Dalam konteks inilah sosiologi olahraga menjadi semakin relevan. Ia menjembatani antara ilmu keolahragaan dan realitas sosial yang melingkupinya. Pendekatan multidisipliner bukan lagi pilihan, melainkan kebutuhan.
Bagi UNISMA Bekasi, kehadiran guru besar bukan sekadar simbol prestise akademik, melainkan indikator kualitas riset dan kedalaman keilmuan.
Bagi Program Studi PJKR, pengukuhan ini membuka peluang pengembangan kurikulum dan riset yang lebih kritis terhadap praktik olahraga di Indonesia.

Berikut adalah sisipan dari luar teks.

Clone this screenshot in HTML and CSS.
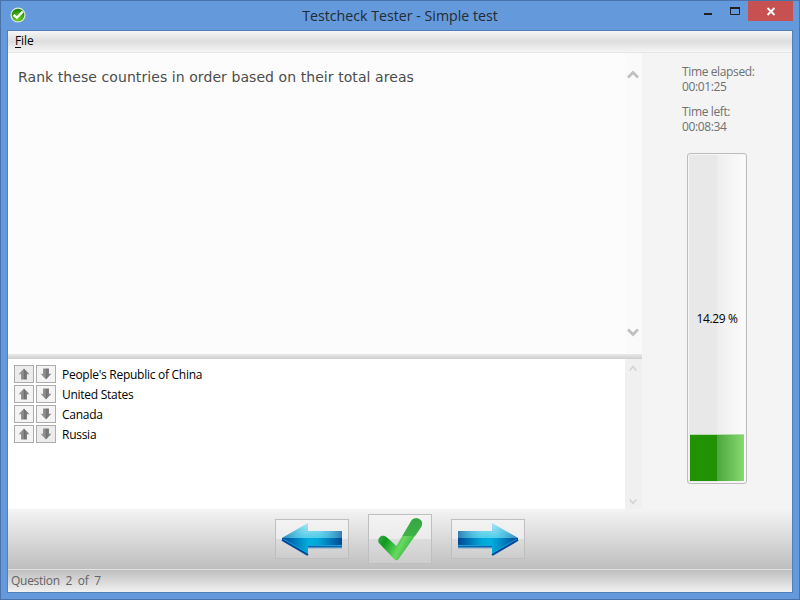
FILE: index.html
```html
<!DOCTYPE html>
<html lang="en">
<head>
<meta charset="utf-8">
<title>Testcheck Tester - Simple test</title>
<link rel="stylesheet" href="styles.css">
</head>
<body>
<svg class="defs" width="0" height="0" aria-hidden="true">
  <defs>
    <linearGradient id="blueTop" x1="0" y1="0" x2="0" y2="1"><stop offset="0" stop-color="#b5e8f5"/><stop offset=".6" stop-color="#3cc8e6"/><stop offset="1" stop-color="#2fbfe2"/></linearGradient>
    <linearGradient id="blueBottom" x1="0" y1="0" x2="1" y2="0"><stop offset="0" stop-color="#00469b"/><stop offset=".45" stop-color="#00b0de"/><stop offset=".6" stop-color="#00a8da"/><stop offset="1" stop-color="#004795"/></linearGradient>
    <linearGradient id="blueShade" x1="0" y1="0" x2="1" y2="0"><stop offset="0" stop-color="#286ca9" stop-opacity=".8"/><stop offset=".4" stop-color="#35c6e8" stop-opacity=".1"/><stop offset=".6" stop-color="#35c6e8" stop-opacity=".2"/><stop offset="1" stop-color="#286ca9" stop-opacity=".85"/></linearGradient>
    <linearGradient id="tick" gradientUnits="userSpaceOnUse" x1="4" y1="18" x2="34" y2="34"><stop offset="0" stop-color="#2fa63c"/><stop offset=".2" stop-color="#0f9a20"/><stop offset=".65" stop-color="#66d960"/><stop offset="1" stop-color="#35b13f"/></linearGradient>
    <linearGradient id="tickTop" gradientUnits="userSpaceOnUse" x1="0" y1="0" x2="0" y2="19"><stop offset="0" stop-color="#35a43f"/><stop offset="1" stop-color="#3db34a"/></linearGradient>
    <linearGradient id="gray" x1="0" y1="0" x2="1" y2="0"><stop offset="0" stop-color="#a0a0a0"/><stop offset=".5" stop-color="#858585"/><stop offset=".52" stop-color="#707070"/><stop offset="1" stop-color="#909090"/></linearGradient>
    <radialGradient id="badge" cx=".5" cy=".8" r=".8"><stop offset="0" stop-color="#6bd51b"/><stop offset="1" stop-color="#16810b"/></radialGradient>
    <clipPath id="upperHalf"><rect width="62" height="17"/></clipPath>
    <clipPath id="lowerHalf"><rect y="17" width="62" height="20"/></clipPath>
    <symbol id="up" viewBox="0 0 12 12"><path d="M6 .5 11.5 6.2H9V11.5H3V6.2H.5Z" fill="url(#gray)"/></symbol>
    <symbol id="down" viewBox="0 0 12 12"><path d="M3 .5H9V5.8H11.5L6 11.5 .5 5.8H3Z" fill="url(#gray)"/></symbol>
    <symbol id="arrow" viewBox="0 0 62 36">
      <path d="M1 19 26 35.5V28H61V25L26 23Z" fill="#5f9bc9" opacity=".4"/>
      <path d="M1 17 27 2V10H61V26H27V34L1 19Z" fill="url(#blueTop)" clip-path="url(#upperHalf)"/>
      <path d="M1 17 27 2V10H61V26H27V34L1 19Z" fill="url(#blueShade)" clip-path="url(#upperHalf)"/>
      <path d="M1 15H61V26H27V34L1 19Z" fill="url(#blueBottom)" clip-path="url(#lowerHalf)"/>
      <path d="M27 24.5H61" stroke="#1b9fd6" stroke-width="1"/>
      <path d="M27 25.8H61" stroke="#0566b2" stroke-width="1.6"/>
      <path d="M1 19 27 34" fill="none" stroke="#004598" stroke-width="2"/>
      <path d="M2 18 26 31.5" fill="none" stroke="#13a4d7" stroke-width=".8"/>
    </symbol>
  </defs>
</svg>
<div class="window">
  <header class="titlebar">
    <svg class="app-icon" viewBox="0 0 16 16"><circle cx="8" cy="8" r="7.6" fill="#dce9d8"/><circle cx="8" cy="8" r="6.3" fill="url(#badge)"/><path d="m3.6 8 3.2 2.7L12.8 4.6" fill="none" stroke="#fff" stroke-width="2.3"/></svg>
    <div class="title"><span>Testcheck Tester - Simple test</span></div>
    <svg class="controls" width="93" height="22" viewBox="0 0 93 22"><path d="M4 12H12V14H4Z" fill="#202020"/><path d="M30.5 7.5H39.5V13.5H30.5Z" fill="none" stroke="#202020"/><path d="M30 7H40" stroke="#202020" stroke-width="2"/><path d="M48 0H93V20H48Z" fill="#c75050"/><path d="m67.5 7 7 7m0-7-7 7" stroke="#fff" stroke-width="1.8"/></svg>
  </header>
  <main class="client">
    <nav class="menu"><span><u>F</u>ile</span></nav>
    <div class="workspace">
      <div class="panes">
        <section class="question">
          <div class="prompt"><span>Rank these countries in order based on their total areas</span></div>
          <div class="scroll"><svg width="12" height="9" viewBox="0 0 12 9"><path d="m1 7.5 5-5 5 5" fill="none" stroke="#c0c0c0" stroke-width="2.8"/></svg><svg width="12" height="9" viewBox="0 0 12 9"><path d="m1 1.5 5 5 5-5" fill="none" stroke="#c0c0c0" stroke-width="2.8"/></svg></div>
        </section>
        <div class="splitter"></div>
        <section class="answers">
          <div class="list">
            <div class="item"><button class="hot"><svg><use href="#up"/></svg></button><button><svg><use href="#down"/></svg></button><span>People's Republic of China</span></div>
            <div class="item"><button><svg><use href="#up"/></svg></button><button><svg><use href="#down"/></svg></button><span>United States</span></div>
            <div class="item"><button><svg><use href="#up"/></svg></button><button><svg><use href="#down"/></svg></button><span>Canada</span></div>
            <div class="item"><button><svg><use href="#up"/></svg></button><button class="hot"><svg><use href="#down"/></svg></button><span>Russia</span></div>
          </div>
          <div class="scroll small"><svg width="8" height="7" viewBox="0 0 8 7"><path d="m.7 5.5 3.3-4 3.3 4" fill="none" stroke="#d0d0d0" stroke-width="1.4"/></svg><svg width="8" height="7" viewBox="0 0 8 7"><path d="m.7 1.5 3.3 4 3.3-4" fill="none" stroke="#d0d0d0" stroke-width="1.4"/></svg></div>
        </section>
      </div>
      <aside class="side">
        <div class="time"><div>Time elapsed:</div><div>00:01:25</div></div>
        <div class="time"><div>Time left:</div><div>00:08:34</div></div>
        <div class="progress"><div class="fill"></div><span class="percent">14.29 %</span></div>
      </aside>
    </div>
    <div class="toolbar">
      <button class="nav"><svg width="62" height="36"><use href="#arrow"/></svg></button>
      <button class="confirm"><svg width="46" height="44" viewBox="0 0 46 44"><path d="M1.500 25.500C0 20 6 16.500 10 20.500L19.500 29 34.500 3.500C38-1 46 2 45 7.500C44.500 10 42 13 40 16L22 41.500C20.500 44 19 43.500 17 42Z" fill="url(#tick)"/><path d="M25.400 19 34.500 3.500C38-1 46 2 45 7.500C44.500 10 42 13 40 16L37.900 19Z" fill="url(#tickTop)"/></svg></button>
      <button class="nav next"><svg width="62" height="36"><use href="#arrow"/></svg></button>
    </div>
    <footer class="status"><span>Question&nbsp; 2&nbsp; of&nbsp; 7</span></footer>
  </main>
</div>
</body>
</html>
```
FILE: styles.css
```css
* { box-sizing: border-box; }
body { margin: 0; overflow: hidden; font: 12px/15px "Open Sans", sans-serif; color: #000; }
.defs { position: absolute; }
.window { width: 800px; height: 600px; border: 1px solid #4a73ab; background: #6499db; padding: 0 6px 6px; }
.titlebar { height: 29px; display: grid; grid-template-columns: 93px 1fr 93px; }
.app-icon { width: 16px; height: 16px; margin: 6px 0 0 3px; }
.title { text-align: center; font-size: 14.2px; line-height: 30px; color: #242b33; white-space: nowrap; }
.client { width: 786px; height: 563px; border: 1px solid #507fb9; display: flex; flex-direction: column; }
.menu { flex: 0 0 22px; border-bottom: 1px solid #e6e6e6; background: linear-gradient(#f5f5f5, #dedede 50%, #f5f5f5); padding: 2px 7px; line-height: 15px; letter-spacing: -.1px; }
.menu u { text-underline-offset: 2px; }
.workspace { flex: 0 0 456px; display: grid; grid-template-columns: 634px 1fr; background: #f4f4f4; }
.panes { display: flex; flex-direction: column; }
.question { flex: 0 0 301px; display: grid; grid-template-columns: 1fr 17px; background: #fcfcfc; }
.prompt { padding: 14px 10px; font: 14px/20px "DejaVu Sans", sans-serif; letter-spacing: .072px; color: #4c4c4c; white-space: nowrap; }
.scroll { background: #fafafa; display: flex; flex-direction: column; align-items: flex-start; justify-content: space-between; padding: 17px 0 17px 2px; }
.splitter { flex: 0 0 5px; background: linear-gradient(#e9e9e9, #cecece); }
.answers { flex: 1; display: grid; grid-template-columns: 1fr 17px; background: #fff; }
.small { background: #f0f0f0; padding: 6px 0 4px 4px; }
.list { padding: 6px; }
.item { height: 20px; display: flex; gap: 2px; }
.item button { width: 20px; height: 18px; padding: 0; border: 1px solid #acacac; background: #f4f4f4; display: grid; place-items: center; }
.item button.hot { background: #ececec; }
.item svg { width: 12px; height: 12px; display: block; }
.item span { margin-left: 4px; line-height: 19px; letter-spacing: -.27px; white-space: nowrap; }
.side { padding: 11px 0 0 40px; color: #707070; }
.time { height: 40px; letter-spacing: -.37px; white-space: nowrap; }
.progress { margin: 9px 0 0 5px; width: 60px; height: 331px; border: 1px solid #bcbcbc; border-radius: 3px; padding: 2px; background: linear-gradient(90deg, #e8e8e8 0 50%, #eee 51%, #fcfcfc); box-shadow: inset 0 0 0 1px #f6f6f6; display: flex; align-items: flex-end; position: relative; }
.fill { width: 54px; height: 47px; border-top: 1px solid #b3dcaa; background: linear-gradient(90deg, #209203 0 50%, #4ca73c 50%, #85d970); }
.percent { position: absolute; inset: 157px 0 auto; text-align: center; letter-spacing: -.35px; color: #000; white-space: nowrap; }
.toolbar { flex: 0 0 60px; display: flex; justify-content: center; align-items: center; gap: 19px; background: linear-gradient(#f4f4f4, #bebebe); }
.toolbar button { border: 1px solid #bfbfbf; padding: 0; background: linear-gradient(#f3f3f3, #ebebeb 50%, #dcdcdc 51%, #cdcdcd); display: grid; place-items: center; }
.nav { width: 74px; height: 40px; }
.confirm { width: 64px; height: 50px; }
.next svg { transform: scaleX(-1); }
.status { flex: 1; border-top: 1px solid #e1e1e1; background: linear-gradient(#bebebe, #f1f1f1); padding: 3px; letter-spacing: -.27px; color: #646464; white-space: pre; }
```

Civitas akademika UNISMA Bekasi menyambut capaian ini sebagai momentum penting. Harapannya, kehadiran guru besar sosiologi olahraga dapat mendorong lahirnya kajian-kajian yang lebih aplikatif dan berpihak pada kepentingan publik bukan sekadar memenuhi tuntutan administratif perguruan tinggi.
Di tengah euforia prestasi dan pembangunan sarana olahraga, pendekatan sosiologis menawarkan ruang refleksi yang kerap terabaikan: untuk siapa olahraga dikembangkan, siapa yang diuntungkan, dan nilai-nilai apa yang hendak dibangun.
Dalam kerangka itu, pengukuhan Dindin Abidin sebagai guru besar tak hanya menjadi kabar baik bagi UNISMA Bekasi, tetapi juga penanda arah baru dalam pengembangan ilmu keolahragaan di Indonesia. (***).